» **Exercise goal**
Exactly how many lines have the word "this"? Answer with the bare number.

» **Dataset extract**
......
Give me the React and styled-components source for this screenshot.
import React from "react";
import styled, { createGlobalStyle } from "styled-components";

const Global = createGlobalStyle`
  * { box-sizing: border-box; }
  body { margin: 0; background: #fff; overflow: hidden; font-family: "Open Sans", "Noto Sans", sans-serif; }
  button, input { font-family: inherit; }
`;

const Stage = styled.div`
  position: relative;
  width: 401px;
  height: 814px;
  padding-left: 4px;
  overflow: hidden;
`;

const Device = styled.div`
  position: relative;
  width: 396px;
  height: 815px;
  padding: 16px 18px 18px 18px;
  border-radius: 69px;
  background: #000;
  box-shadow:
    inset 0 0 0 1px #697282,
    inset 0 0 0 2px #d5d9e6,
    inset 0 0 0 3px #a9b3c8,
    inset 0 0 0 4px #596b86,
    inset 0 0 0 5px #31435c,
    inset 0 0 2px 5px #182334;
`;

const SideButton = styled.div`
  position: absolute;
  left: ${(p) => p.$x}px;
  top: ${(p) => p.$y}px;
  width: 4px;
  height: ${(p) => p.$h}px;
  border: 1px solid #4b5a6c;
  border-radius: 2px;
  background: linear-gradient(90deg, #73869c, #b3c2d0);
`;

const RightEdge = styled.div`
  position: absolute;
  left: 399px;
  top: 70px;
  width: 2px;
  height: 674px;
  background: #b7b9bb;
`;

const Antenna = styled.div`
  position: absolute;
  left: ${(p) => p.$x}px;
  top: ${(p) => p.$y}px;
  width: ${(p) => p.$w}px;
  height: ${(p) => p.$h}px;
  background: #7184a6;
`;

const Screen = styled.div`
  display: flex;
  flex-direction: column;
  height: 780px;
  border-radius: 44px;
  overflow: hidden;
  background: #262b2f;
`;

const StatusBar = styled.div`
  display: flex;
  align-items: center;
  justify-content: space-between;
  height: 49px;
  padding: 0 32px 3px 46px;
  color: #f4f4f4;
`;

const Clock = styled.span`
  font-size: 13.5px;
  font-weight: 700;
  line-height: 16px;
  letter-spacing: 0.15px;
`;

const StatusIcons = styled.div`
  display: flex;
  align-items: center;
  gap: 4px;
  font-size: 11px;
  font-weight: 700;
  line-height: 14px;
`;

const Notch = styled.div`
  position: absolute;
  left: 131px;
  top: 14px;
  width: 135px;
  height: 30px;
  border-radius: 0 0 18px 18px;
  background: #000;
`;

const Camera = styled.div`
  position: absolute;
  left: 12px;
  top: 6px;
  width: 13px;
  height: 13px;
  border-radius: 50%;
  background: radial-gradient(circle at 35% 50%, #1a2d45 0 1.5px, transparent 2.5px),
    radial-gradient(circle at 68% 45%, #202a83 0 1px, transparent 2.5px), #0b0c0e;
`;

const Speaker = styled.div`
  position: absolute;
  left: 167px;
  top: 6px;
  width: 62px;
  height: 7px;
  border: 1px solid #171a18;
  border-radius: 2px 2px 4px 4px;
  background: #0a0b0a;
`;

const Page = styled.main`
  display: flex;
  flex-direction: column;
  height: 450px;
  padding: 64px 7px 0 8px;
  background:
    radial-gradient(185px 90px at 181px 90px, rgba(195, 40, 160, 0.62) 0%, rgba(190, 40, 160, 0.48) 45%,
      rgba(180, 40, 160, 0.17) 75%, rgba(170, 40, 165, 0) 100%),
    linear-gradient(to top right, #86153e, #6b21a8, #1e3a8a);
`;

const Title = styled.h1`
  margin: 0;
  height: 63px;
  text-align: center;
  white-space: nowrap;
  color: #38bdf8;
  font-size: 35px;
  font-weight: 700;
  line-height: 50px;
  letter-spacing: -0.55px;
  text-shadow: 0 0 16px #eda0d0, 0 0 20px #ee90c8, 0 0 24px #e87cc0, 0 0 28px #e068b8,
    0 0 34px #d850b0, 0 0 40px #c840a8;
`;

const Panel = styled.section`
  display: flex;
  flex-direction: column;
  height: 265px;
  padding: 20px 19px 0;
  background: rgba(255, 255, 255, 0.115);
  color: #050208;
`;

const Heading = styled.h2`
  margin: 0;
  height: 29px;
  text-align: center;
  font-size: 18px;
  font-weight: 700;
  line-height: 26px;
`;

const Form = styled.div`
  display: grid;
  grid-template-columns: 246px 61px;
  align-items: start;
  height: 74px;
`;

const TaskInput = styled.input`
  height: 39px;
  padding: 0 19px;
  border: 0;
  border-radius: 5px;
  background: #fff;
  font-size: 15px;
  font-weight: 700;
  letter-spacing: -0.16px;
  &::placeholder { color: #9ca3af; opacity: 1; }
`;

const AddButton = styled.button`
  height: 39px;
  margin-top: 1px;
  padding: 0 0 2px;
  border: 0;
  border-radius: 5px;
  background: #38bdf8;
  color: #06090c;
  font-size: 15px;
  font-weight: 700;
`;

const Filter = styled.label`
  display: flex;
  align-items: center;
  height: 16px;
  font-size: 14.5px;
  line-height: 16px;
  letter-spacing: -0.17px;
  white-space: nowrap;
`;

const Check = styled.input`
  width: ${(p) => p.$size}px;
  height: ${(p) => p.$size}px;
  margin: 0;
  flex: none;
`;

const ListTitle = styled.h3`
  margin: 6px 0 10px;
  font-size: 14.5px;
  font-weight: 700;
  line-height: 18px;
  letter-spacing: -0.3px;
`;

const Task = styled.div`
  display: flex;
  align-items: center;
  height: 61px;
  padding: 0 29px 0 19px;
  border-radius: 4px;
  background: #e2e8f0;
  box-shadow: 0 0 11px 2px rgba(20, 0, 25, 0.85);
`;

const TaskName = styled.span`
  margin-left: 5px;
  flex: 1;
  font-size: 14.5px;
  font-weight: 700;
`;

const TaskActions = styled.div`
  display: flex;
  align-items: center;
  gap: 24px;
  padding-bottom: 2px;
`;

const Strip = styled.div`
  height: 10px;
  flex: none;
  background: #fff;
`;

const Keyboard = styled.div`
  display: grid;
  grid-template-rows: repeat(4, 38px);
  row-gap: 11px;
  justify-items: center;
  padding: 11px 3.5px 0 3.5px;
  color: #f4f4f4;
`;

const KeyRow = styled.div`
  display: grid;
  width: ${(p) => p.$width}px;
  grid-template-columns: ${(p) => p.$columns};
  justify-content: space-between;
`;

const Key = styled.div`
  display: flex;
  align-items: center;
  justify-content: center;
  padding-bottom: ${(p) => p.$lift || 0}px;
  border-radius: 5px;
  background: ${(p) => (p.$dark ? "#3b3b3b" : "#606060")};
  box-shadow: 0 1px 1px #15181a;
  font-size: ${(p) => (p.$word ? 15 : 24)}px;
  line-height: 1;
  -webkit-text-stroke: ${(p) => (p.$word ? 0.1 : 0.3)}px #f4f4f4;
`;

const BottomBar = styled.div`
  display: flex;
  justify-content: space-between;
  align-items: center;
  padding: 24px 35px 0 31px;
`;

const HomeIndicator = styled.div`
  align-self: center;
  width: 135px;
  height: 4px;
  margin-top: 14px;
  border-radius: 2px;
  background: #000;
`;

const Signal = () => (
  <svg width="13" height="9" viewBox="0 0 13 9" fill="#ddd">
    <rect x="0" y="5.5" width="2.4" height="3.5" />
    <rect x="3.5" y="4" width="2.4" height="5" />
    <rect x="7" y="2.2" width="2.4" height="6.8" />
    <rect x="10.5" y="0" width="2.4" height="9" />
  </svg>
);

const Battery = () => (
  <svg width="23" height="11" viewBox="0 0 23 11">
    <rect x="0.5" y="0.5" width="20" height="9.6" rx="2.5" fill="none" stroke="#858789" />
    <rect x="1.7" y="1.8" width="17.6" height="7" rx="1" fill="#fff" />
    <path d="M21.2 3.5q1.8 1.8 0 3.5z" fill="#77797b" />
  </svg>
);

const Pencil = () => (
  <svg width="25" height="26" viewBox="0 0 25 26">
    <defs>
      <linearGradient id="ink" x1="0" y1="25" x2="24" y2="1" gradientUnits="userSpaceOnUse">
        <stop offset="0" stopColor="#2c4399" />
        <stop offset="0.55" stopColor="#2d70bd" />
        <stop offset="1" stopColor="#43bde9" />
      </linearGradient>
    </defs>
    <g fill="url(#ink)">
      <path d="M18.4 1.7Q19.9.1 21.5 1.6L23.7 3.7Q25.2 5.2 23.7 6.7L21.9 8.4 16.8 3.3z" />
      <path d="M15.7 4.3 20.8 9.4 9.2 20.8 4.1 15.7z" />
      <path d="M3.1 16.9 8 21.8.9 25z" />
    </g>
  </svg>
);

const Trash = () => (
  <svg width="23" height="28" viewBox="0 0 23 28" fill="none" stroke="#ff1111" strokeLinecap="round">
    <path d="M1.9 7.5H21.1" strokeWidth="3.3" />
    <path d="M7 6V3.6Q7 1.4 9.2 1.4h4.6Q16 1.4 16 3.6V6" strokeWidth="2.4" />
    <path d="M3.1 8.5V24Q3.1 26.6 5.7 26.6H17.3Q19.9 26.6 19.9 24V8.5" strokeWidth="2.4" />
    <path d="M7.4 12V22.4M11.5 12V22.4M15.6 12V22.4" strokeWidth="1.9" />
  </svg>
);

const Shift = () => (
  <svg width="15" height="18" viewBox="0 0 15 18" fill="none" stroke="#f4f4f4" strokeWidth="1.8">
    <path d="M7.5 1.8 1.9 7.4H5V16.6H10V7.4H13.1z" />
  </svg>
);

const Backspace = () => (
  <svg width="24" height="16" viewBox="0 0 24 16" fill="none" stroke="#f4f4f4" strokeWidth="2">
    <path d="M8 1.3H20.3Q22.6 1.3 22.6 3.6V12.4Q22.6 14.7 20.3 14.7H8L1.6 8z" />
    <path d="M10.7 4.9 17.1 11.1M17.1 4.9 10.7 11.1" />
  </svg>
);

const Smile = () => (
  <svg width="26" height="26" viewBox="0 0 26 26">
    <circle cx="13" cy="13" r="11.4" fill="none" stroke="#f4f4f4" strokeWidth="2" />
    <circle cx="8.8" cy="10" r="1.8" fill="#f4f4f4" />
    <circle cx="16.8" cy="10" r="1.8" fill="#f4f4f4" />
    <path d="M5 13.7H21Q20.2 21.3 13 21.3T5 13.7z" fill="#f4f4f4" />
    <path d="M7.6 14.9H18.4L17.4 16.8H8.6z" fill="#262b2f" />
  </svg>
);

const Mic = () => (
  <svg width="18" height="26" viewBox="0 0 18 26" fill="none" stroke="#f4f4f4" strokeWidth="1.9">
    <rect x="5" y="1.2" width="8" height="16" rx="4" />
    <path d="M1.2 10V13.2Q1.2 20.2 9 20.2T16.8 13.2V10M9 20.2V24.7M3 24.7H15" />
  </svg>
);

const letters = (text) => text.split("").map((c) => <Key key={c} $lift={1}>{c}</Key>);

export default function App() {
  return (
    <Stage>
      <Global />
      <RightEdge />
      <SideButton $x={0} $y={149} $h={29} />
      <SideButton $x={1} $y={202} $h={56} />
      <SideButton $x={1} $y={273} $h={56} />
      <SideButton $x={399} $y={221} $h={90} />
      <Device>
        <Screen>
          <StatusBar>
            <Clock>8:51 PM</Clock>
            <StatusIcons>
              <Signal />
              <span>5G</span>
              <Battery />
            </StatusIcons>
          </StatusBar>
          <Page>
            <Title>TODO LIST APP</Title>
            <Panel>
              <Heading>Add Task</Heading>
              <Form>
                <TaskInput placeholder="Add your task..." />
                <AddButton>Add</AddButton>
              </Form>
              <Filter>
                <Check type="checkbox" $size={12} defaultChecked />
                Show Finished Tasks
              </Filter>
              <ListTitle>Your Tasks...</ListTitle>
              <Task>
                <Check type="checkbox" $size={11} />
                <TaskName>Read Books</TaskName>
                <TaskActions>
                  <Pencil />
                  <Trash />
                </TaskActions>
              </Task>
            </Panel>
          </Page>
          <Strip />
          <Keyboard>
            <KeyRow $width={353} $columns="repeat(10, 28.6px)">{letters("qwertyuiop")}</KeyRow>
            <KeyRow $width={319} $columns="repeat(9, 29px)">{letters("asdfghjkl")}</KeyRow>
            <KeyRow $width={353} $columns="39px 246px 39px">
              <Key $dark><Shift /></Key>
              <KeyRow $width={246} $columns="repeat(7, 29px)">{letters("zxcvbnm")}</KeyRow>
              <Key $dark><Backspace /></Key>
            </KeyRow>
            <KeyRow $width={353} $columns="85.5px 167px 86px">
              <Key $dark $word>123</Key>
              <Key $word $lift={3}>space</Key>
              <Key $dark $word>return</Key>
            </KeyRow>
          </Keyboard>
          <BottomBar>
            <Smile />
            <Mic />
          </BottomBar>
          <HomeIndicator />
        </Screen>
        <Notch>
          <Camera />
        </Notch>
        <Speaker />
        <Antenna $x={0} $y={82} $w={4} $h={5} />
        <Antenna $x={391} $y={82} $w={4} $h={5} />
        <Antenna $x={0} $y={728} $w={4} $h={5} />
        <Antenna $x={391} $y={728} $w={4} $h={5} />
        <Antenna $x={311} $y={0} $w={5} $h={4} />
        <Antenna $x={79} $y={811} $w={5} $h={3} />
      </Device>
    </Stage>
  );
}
......
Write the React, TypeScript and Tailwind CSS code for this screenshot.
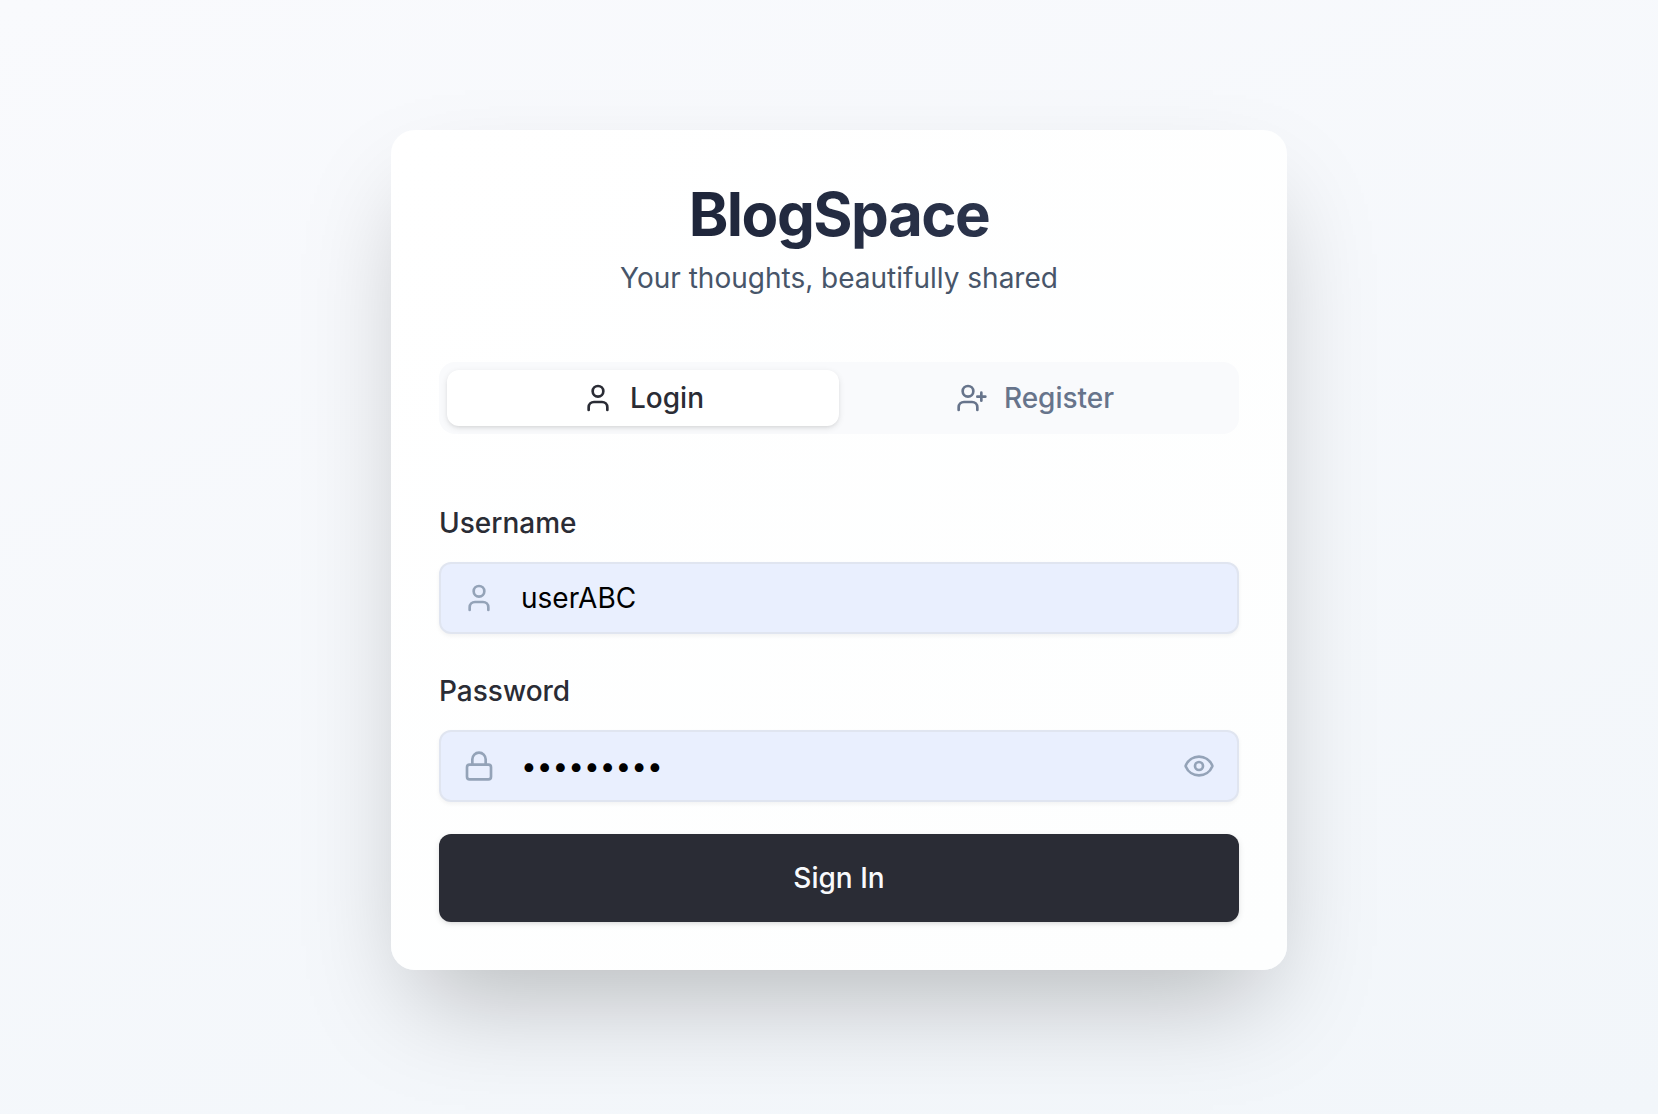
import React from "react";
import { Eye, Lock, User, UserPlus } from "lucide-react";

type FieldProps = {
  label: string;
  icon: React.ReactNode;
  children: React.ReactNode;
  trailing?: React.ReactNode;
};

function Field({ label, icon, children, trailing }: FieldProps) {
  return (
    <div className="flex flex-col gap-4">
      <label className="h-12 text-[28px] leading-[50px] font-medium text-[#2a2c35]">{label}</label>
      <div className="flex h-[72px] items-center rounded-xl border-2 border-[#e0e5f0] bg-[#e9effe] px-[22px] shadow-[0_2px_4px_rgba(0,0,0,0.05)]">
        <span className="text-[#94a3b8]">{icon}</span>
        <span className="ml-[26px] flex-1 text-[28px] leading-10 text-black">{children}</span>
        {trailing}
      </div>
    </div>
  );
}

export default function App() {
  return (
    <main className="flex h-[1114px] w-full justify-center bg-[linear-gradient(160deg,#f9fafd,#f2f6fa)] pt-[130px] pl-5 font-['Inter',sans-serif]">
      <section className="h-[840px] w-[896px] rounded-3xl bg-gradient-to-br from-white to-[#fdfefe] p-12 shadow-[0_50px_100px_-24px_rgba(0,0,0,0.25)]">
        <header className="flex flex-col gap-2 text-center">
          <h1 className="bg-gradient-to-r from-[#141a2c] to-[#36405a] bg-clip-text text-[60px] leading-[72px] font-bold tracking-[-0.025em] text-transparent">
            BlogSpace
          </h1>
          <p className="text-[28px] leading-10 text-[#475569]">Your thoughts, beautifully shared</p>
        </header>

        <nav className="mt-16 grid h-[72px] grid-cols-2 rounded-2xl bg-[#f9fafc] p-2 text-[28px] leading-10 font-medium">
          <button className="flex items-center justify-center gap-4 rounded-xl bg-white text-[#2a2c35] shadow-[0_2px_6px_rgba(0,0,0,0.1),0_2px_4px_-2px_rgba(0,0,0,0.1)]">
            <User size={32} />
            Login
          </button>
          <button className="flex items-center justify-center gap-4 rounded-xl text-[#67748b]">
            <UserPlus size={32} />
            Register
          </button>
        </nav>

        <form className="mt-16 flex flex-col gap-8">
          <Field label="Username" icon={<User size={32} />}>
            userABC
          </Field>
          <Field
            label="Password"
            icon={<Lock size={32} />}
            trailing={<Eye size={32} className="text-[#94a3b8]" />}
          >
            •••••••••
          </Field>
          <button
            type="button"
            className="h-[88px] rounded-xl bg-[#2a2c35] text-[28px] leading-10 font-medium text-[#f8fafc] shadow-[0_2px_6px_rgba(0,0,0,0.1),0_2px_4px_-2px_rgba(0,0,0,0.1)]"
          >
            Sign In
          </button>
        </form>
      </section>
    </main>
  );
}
......
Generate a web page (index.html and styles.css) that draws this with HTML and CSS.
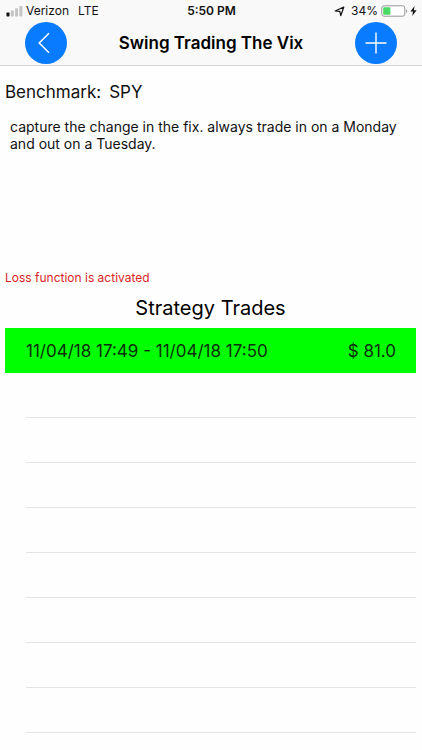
......
» **Worked answer**
3